Some witnesses are paid for their time, with the sides paying the expenses of the witnesses they call. One of the more interesting revelations of the last hearing was the tale of Dr. Wolfram Meier-Augenstein, an expert called by Landis, whose travel expenses included a $20,000 charter flight to California.
CAS, largely bankrolled by the International Olympic Committee and various sports federations, will pay for arbitrators — including one from New Zealand and one from Paris — to travel to New York for the hearing.
In May, Landis’ spokesman Michael Henson — who has since left the Landis camp — estimated the cost of the cyclist’s defense alone could reach $2 million by the time it was over. That would include fees for Suh, one of the top attorneys in Los Angeles, and Howard Jacobs, a high-profile attorney who represents several athletes in doping cases. Jacobs will not appear at the CAS hearing.
(More after the jump, and an ironic twist to the story)
Does it bother Landis and his lawyer that resources are being used up?
In the past, Landis and Suh have said they have little concern over depleting USADA’s coffers, because it’s their belief USADA runs an unfair system that is rigged against athletes.
“Everyone talks about how much money has been spent on this case, but they had twice what we had,” Suh said in an interview last September. “They had more experts at their beck and call. They spent much more than we did. That’s always been part of the system, that they’ve always had more resources than the athlete. This is the first time it’s even been close.”
The biggest USADA expense are legal fees. There were four lawyers from the Denver-based firm of Holme, Roberts and Owen at the arbitration hearing in May. Top lawyers at Denver firms can bill up to $400 an hour. Though the preparation work won’t be as intense for this hearing as the first one, it’s easy to see the bill for the CAS proceedings reaching five figures.
There are also plane flights, hotel rooms and other expenses, not only for the attorneys but for witnesses called by USADA.
The USOC, which paid administrative fees for the case last May, is off the hook for this one — though the federation still provides USADA about 30 percent of its annual budget.
USADA uses its $12 million to run about 8,000 doping tests a year, mostly on American Olympic or potential Olympic athletes. The agency is also responsible for education and developing more effective tests to stop drug cheats.
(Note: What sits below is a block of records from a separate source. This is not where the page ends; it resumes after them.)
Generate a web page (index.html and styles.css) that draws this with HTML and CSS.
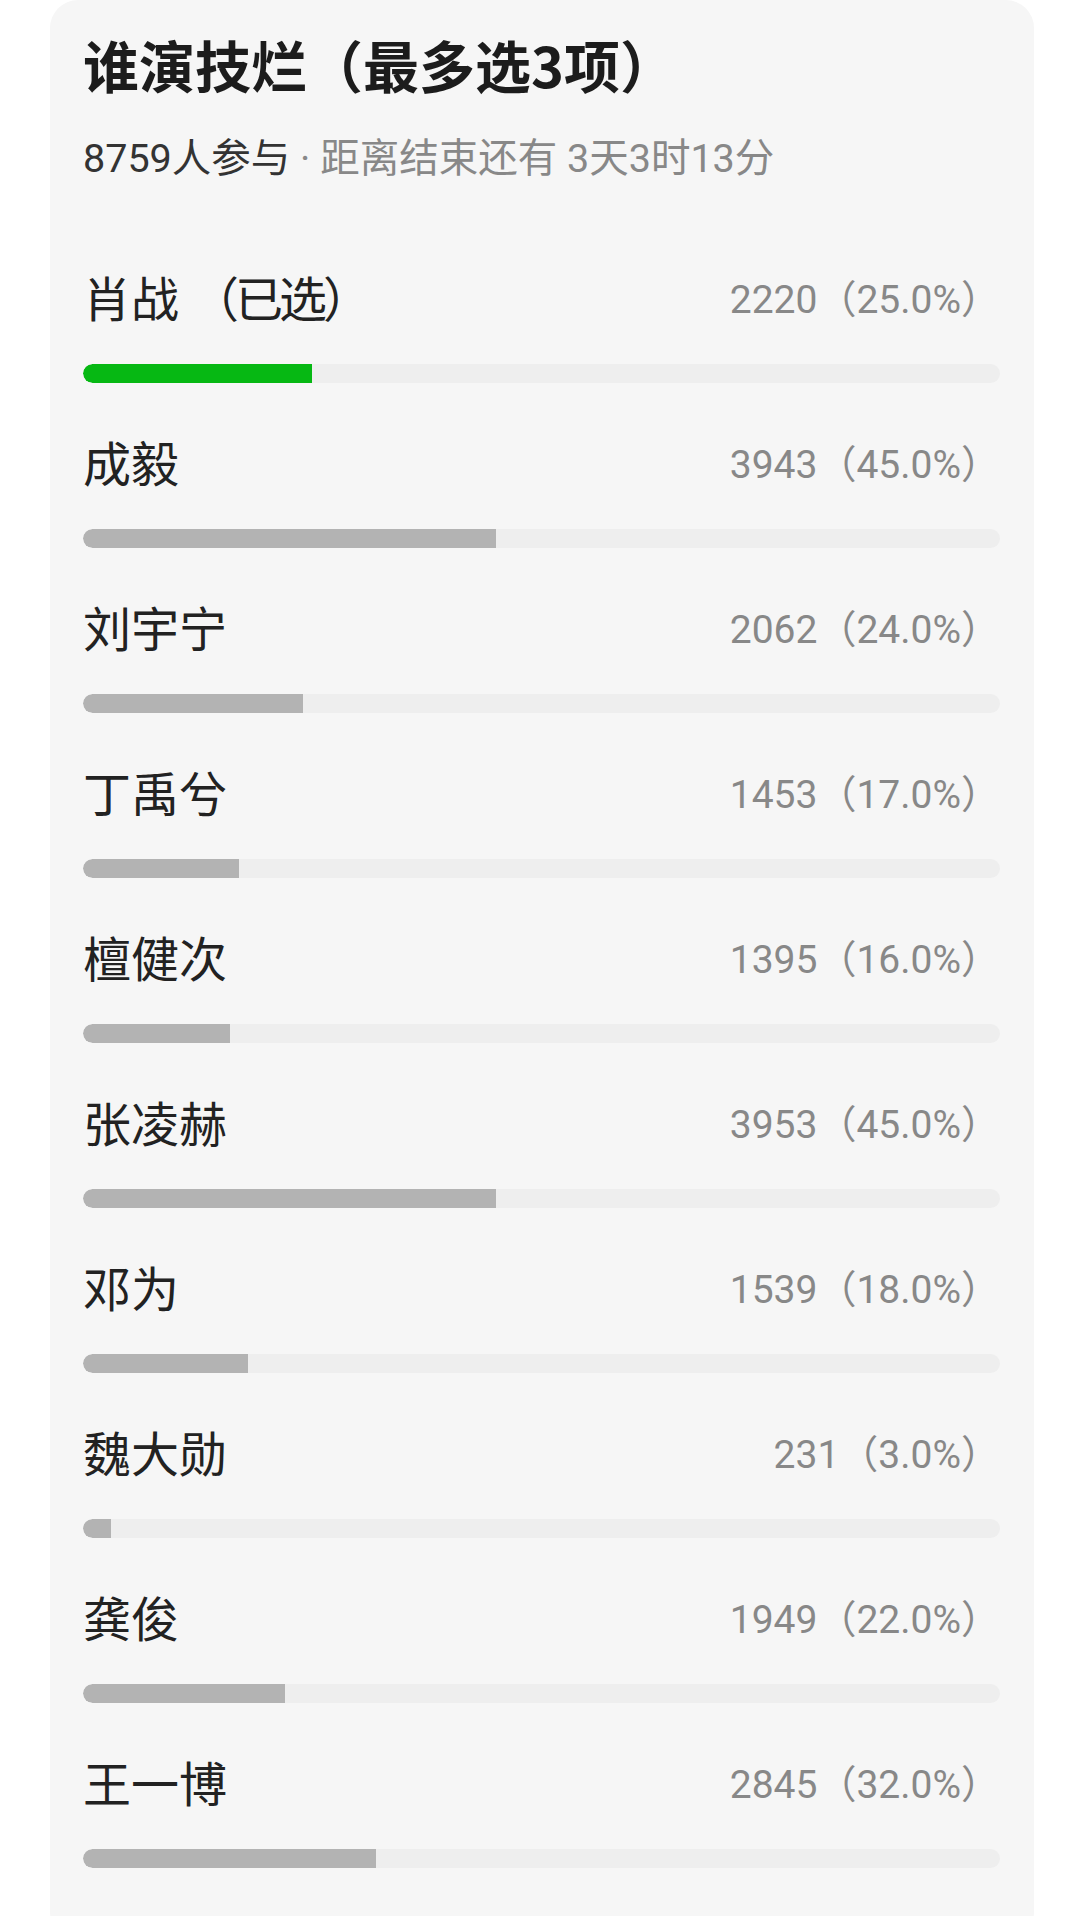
FILE: index.html
```html
<!DOCTYPE html>
<html lang="zh-CN">
<head>
<meta charset="UTF-8">
<meta name="viewport" content="width=device-width, initial-scale=1.0">
<title>谁演技烂</title>
<link rel="stylesheet" href="styles.css">
</head>
<body>

<div class="vote-card">
  <h1 class="vote-title">谁演技烂（最多选3项）</h1>
  <p class="vote-meta"><span class="count-people">8759人参与</span> · 距离结束还有 3天3时13分</p>

  <div class="options">
    <div class="option">
      <div class="option-head">
        <span class="option-name">肖战 <span class="picked">（已选）</span></span>
        <span class="option-count">2220（25.0%）</span>
      </div>
      <div class="bar"><div class="bar-fill chosen" style="width: 25%"></div></div>
    </div>

    <div class="option">
      <div class="option-head">
        <span class="option-name">成毅</span>
        <span class="option-count">3943（45.0%）</span>
      </div>
      <div class="bar"><div class="bar-fill" style="width: 45%"></div></div>
    </div>

    <div class="option">
      <div class="option-head">
        <span class="option-name">刘宇宁</span>
        <span class="option-count">2062（24.0%）</span>
      </div>
      <div class="bar"><div class="bar-fill" style="width: 24%"></div></div>
    </div>

    <div class="option">
      <div class="option-head">
        <span class="option-name">丁禹兮</span>
        <span class="option-count">1453（17.0%）</span>
      </div>
      <div class="bar"><div class="bar-fill" style="width: 17%"></div></div>
    </div>

    <div class="option">
      <div class="option-head">
        <span class="option-name">檀健次</span>
        <span class="option-count">1395（16.0%）</span>
      </div>
      <div class="bar"><div class="bar-fill" style="width: 16%"></div></div>
    </div>

    <div class="option">
      <div class="option-head">
        <span class="option-name">张凌赫</span>
        <span class="option-count">3953（45.0%）</span>
      </div>
      <div class="bar"><div class="bar-fill" style="width: 45%"></div></div>
    </div>

    <div class="option">
      <div class="option-head">
        <span class="option-name">邓为</span>
        <span class="option-count">1539（18.0%）</span>
      </div>
      <div class="bar"><div class="bar-fill" style="width: 18%"></div></div>
    </div>

    <div class="option">
      <div class="option-head">
        <span class="option-name">魏大勋</span>
        <span class="option-count">231（3.0%）</span>
      </div>
      <div class="bar"><div class="bar-fill" style="width: 3%"></div></div>
    </div>

    <div class="option">
      <div class="option-head">
        <span class="option-name">龚俊</span>
        <span class="option-count">1949（22.0%）</span>
      </div>
      <div class="bar"><div class="bar-fill" style="width: 22%"></div></div>
    </div>

    <div class="option">
      <div class="option-head">
        <span class="option-name">王一博</span>
        <span class="option-count">2845（32.0%）</span>
      </div>
      <div class="bar"><div class="bar-fill" style="width: 32%"></div></div>
    </div>
  </div>
</div>

</body>
</html>
```

FILE: styles.css
```css
/* Reset */
* {
  box-sizing: border-box;
  margin: 0;
  padding: 0;
}

body {
  background: #ffffff;
  font-family: Roboto, "Noto Sans CJK SC", sans-serif;
  color: #222222;
  height: 1916px;
  overflow: hidden;
}

/* Card */
.vote-card {
  margin: 0 46px 0 50px;
  min-height: 1940px;
  padding: 31px 34px 0 33px;
  background: #f6f6f6;
  border-radius: 28px;
}

.vote-title {
  font-size: 56px;
  line-height: 66px;
  font-weight: 700;
  color: #1c1c1c;
  font-family: "Noto Sans CJK SC", sans-serif;
}

.vote-meta {
  margin-top: 37px;
  font-size: 39.5px;
  line-height: 50px;
  color: #888888;
}

.vote-meta .count-people {
  color: #333333;
}

/* Options */
.options {
  margin-top: 84px;
  display: flex;
  flex-direction: column;
  gap: 50px;
}

.option-head {
  display: flex;
  justify-content: space-between;
  align-items: center;
  height: 56px;
}

.option-name {
  font-size: 48px;
  color: #222222;
}

.option-name .picked {
  letter-spacing: -4px;
}

.option-count {
  font-size: 39px;
  color: #888888;
}

.bar {
  margin-top: 40px;
  height: 19px;
  background: #eeeeee;
  border-radius: 10px;
  overflow: hidden;
}

.bar-fill {
  height: 100%;
  background: #b3b3b3;
  border-radius: 10px 0 0 10px;
}

.bar-fill.chosen {
  background: #06b813;
}
```
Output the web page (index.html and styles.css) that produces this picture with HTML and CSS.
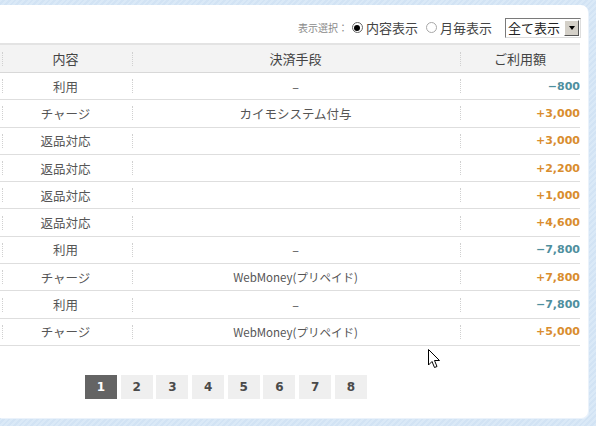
FILE: index.html
```html
<!DOCTYPE html>
<html lang="ja">
<head>
<meta charset="utf-8">
<link rel="stylesheet" href="styles.css">
</head>
<body>
<div class="frame">
  <div class="panel">
    <div class="toolbar">
      <span class="label">表示選択：</span>
      <span class="radio checked"></span><span class="opt">内容表示</span>
      <span class="radio"></span><span class="opt">月毎表示</span>
      <span class="select"><span class="sel-text">全て表示</span><span class="sel-btn"><span class="tri"></span></span></span>
    </div>
    <div class="table">
      <div class="row head">
        <div class="c1 sep">内容</div><div class="c2 sep">決済手段</div><div class="c3 sep">ご利用額</div>
      </div>
      <div class="row"><div class="c1 sep">利用</div><div class="c2 sep">–</div><div class="c3 sep amt minus">−800</div></div>
      <div class="row"><div class="c1 sep">チャージ</div><div class="c2 sep">カイモシステム付与</div><div class="c3 sep amt plus">+3,000</div></div>
      <div class="row"><div class="c1 sep">返品対応</div><div class="c2 sep"></div><div class="c3 sep amt plus">+3,000</div></div>
      <div class="row"><div class="c1 sep">返品対応</div><div class="c2 sep"></div><div class="c3 sep amt plus">+2,200</div></div>
      <div class="row"><div class="c1 sep">返品対応</div><div class="c2 sep"></div><div class="c3 sep amt plus">+1,000</div></div>
      <div class="row"><div class="c1 sep">返品対応</div><div class="c2 sep"></div><div class="c3 sep amt plus">+4,600</div></div>
      <div class="row"><div class="c1 sep">利用</div><div class="c2 sep">–</div><div class="c3 sep amt minus">−7,800</div></div>
      <div class="row"><div class="c1 sep">チャージ</div><div class="c2 sep small">WebMoney(プリペイド)</div><div class="c3 sep amt plus">+7,800</div></div>
      <div class="row"><div class="c1 sep">利用</div><div class="c2 sep">–</div><div class="c3 sep amt minus">−7,800</div></div>
      <div class="row"><div class="c1 sep">チャージ</div><div class="c2 sep small">WebMoney(プリペイド)</div><div class="c3 sep amt plus">+5,000</div></div>
    </div>
    <div class="pager">
      <span class="pg active">1</span><span class="pg">2</span><span class="pg">3</span><span class="pg">4</span><span class="pg">5</span><span class="pg">6</span><span class="pg">7</span><span class="pg">8</span>
    </div>
    <svg class="cursor" width="14" height="22" viewBox="0 0 14 22"><path d="M0.5 0.5 L0.5 16 L4 12.5 L6.5 18.5 L9 17.5 L6.5 11.5 L11.5 11.5 Z" fill="#fff" stroke="#000" stroke-width="1"/></svg>
  </div>
</div>
</body>
</html>
```

FILE: styles.css
```css
html, body {
  margin: 0;
  padding: 0;
}
body {
  width: 596px;
  height: 426px;
  overflow: hidden;
  background: #d6e6f6;
  background-image: repeating-linear-gradient(135deg, #dae9f7 0 2px, #d2e3f4 2px 4px);
  font-family: "Noto Sans CJK JP", "Noto Sans", sans-serif;
  color: #555;
}
.frame {
  padding: 5px 8px 0 0;
  height: 426px;
  box-sizing: border-box;
}
.panel {
  position: relative;
  background: #fff;
  height: 413px;
  border-radius: 0 7px 7px 0;
  box-shadow: 1px 1px 0 #eaf2fb;
}
.toolbar {
  display: flex;
  align-items: center;
  justify-content: flex-end;
  height: 21px;
  padding: 12px 7px 0 0;
}
.label {
  font-size: 10px;
  color: #8a8a8a;
  margin-right: 4px;
}
.radio {
  width: 11px;
  height: 11px;
  border-radius: 50%;
  border: 1px solid #a8a8a8;
  box-sizing: border-box;
  background: #fff;
  position: relative;
  margin-right: 3px;
}
.radio.checked {
  border-color: #666;
}
.radio.checked::after {
  content: "";
  position: absolute;
  left: 1.5px;
  top: 1.5px;
  width: 6px;
  height: 6px;
  border-radius: 50%;
  background: #000;
}
.opt {
  font-size: 13px;
  color: #444;
  margin-right: 8px;
}
.select {
  display: flex;
  align-items: center;
  margin-left: 5px;
  width: 76px;
  height: 20px;
  border: 1px solid #7a7a7a;
  border-right-color: #ddd;
  border-bottom-color: #ddd;
  box-sizing: border-box;
  background: #fff;
}
.sel-text {
  flex: 1;
  font-size: 13px;
  color: #222;
  padding-left: 2px;
  line-height: 18px;
}
.sel-btn {
  width: 15px;
  height: 16px;
  margin-right: 1px;
  background: #d4d0c8;
  border: 1px solid;
  border-color: #fff #555 #555 #fff;
  box-sizing: border-box;
  display: flex;
  align-items: center;
  justify-content: center;
}
.tri {
  width: 0;
  height: 0;
  border-left: 3.5px solid transparent;
  border-right: 3.5px solid transparent;
  border-top: 4px solid #000;
}
.table {
  width: 580px;
  margin-top: 5px;
}
.row {
  display: grid;
  grid-template-columns: 131px 329px 120px;
  height: 27.3px;
  box-sizing: border-box;
  border-bottom: 1px solid #dedede;
  align-items: center;
  font-size: 12.5px;
}
.row.head {
  height: 30px;
  border-top: 2px solid #e3e3e3;
  border-bottom: 1px solid #d8d8d8;
  background: #f3f3f3;
  font-size: 13px;
  color: #444;
}
.row > div {
  position: relative;
  height: 100%;
  display: flex;
  align-items: center;
  justify-content: center;
}
.sep::before {
  content: "";
  position: absolute;
  left: 1px;
  top: 50%;
  height: 14px;
  margin-top: -7px;
  border-left: 1px dotted #d0d0d0;
}
.c1.sep::before {
  left: 2px;
}
.c3.sep::before {
  left: 0;
}
.c3.amt {
  justify-content: flex-end;
  font-family: "DejaVu Sans", sans-serif;
  font-weight: bold;
  font-size: 11px;
}
.plus {
  color: #d98d2e;
}
.minus {
  color: #4f8f9e;
}
.small {
  font-size: 11.5px;
}
.pager {
  display: flex;
  gap: 3.7px;
  padding: 29px 0 0 85px;
}
.pg {
  width: 32px;
  height: 24px;
  background: #efefef;
  color: #4a4a4a;
  font-family: "DejaVu Sans", sans-serif;
  font-weight: bold;
  font-size: 12px;
  display: flex;
  align-items: center;
  justify-content: center;
}
.pg.active {
  background: #646464;
  color: #fff;
}
.cursor {
  position: absolute;
  left: 428px;
  top: 344px;
}
```
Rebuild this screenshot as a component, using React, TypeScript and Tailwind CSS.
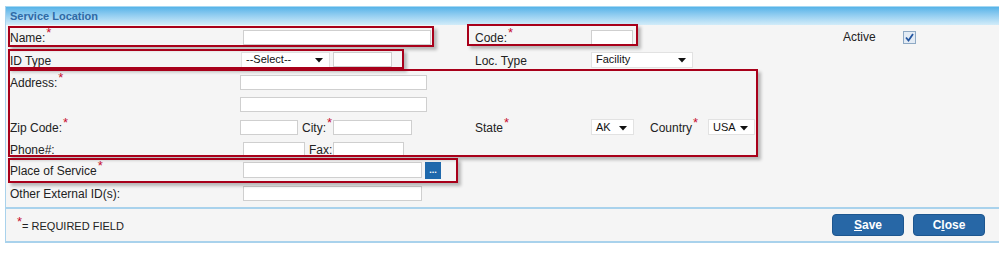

Maybe the biggest irony is USADA is spending this money to prosecute an athlete who has never competed, and has no plans to compete, for the U.S. Olympic team. He still falls under the USADA umbrella because he’s American.
It is true an athlete should be allowed to appeal a case in proper protocol for due process. However, it is not cheap. As we say, when a controversy goes to the forensic process, no one wins except the billable hours people.
So there you go, the Tour de France, -- ready for the hyperbole -- in part financed and determined by the US Taxpayer.